On Thursday, the Alabama Senate passed SB567 by a margin of 16 to 11.  The bill, titled the Alabama Financially Distressed Counties Act, was authored by Senator Jabo Waggoner (R) from Vestavia.  Sen. Waggoner has issued a written statement on the Senate’s passage of the massive new tax increase package.   The bill if passed by the Alabama House and signed by Governor Bentley gives the Jefferson County commission unprecedented new powers to raise taxes on workers’ pay checks.  It also gives the Jefferson County Commission the power to raise sales taxes countywide by as much as 1% once the current educations sales tax sunsets.  It also gives the Commission sweeping new powers to raise gasoline taxes, rental taxes, storage taxes, and applies the occupation tax to licensed professionals like doctors, lawyers, CPAs, engineers, etc. for a total of about $62 million in anticipated revenues.
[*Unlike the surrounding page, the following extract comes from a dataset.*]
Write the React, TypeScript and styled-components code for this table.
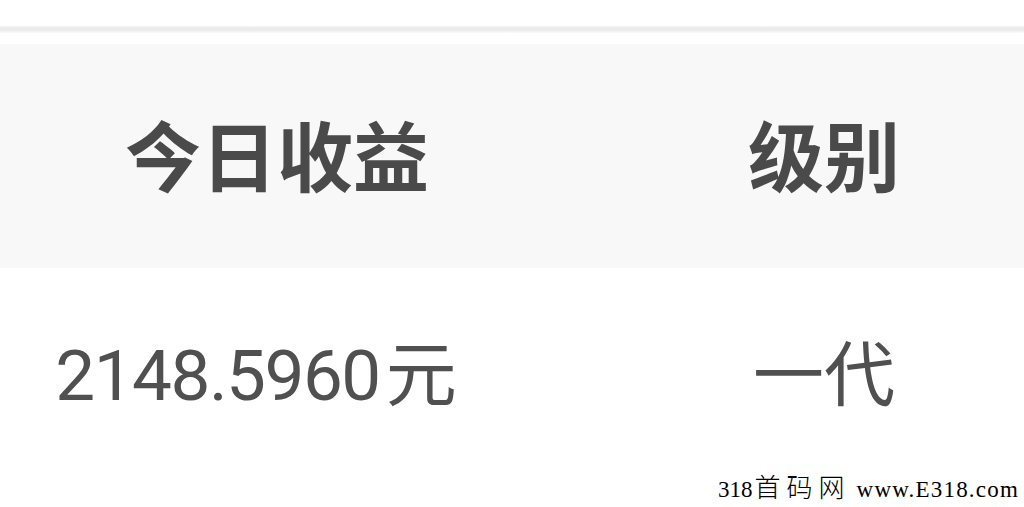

Sen. Waggoner’s written statement said that the law gives Jefferson County the: “latitude to come up with a package of revenue increases in order to balance the county budget. An amendment added a “sunset” provision that removes the taxing authority after 36 months.”

Sen. Waggoner told the Senators that voting to give a county authority to raise taxes on its citizens, consumers, and businesses is not voting for a tax, even though all the Senators know that the Jefferson County Commission will vote to raise taxes without allowing for any vote of the people of the county or the state.  Sen. Waggoner said, “If you vote for this bill you are not voting for this tax. A tax cannot originate in the Senate (by law). We are merely giving the Jefferson County Commission the ability to deal with their financial problems.”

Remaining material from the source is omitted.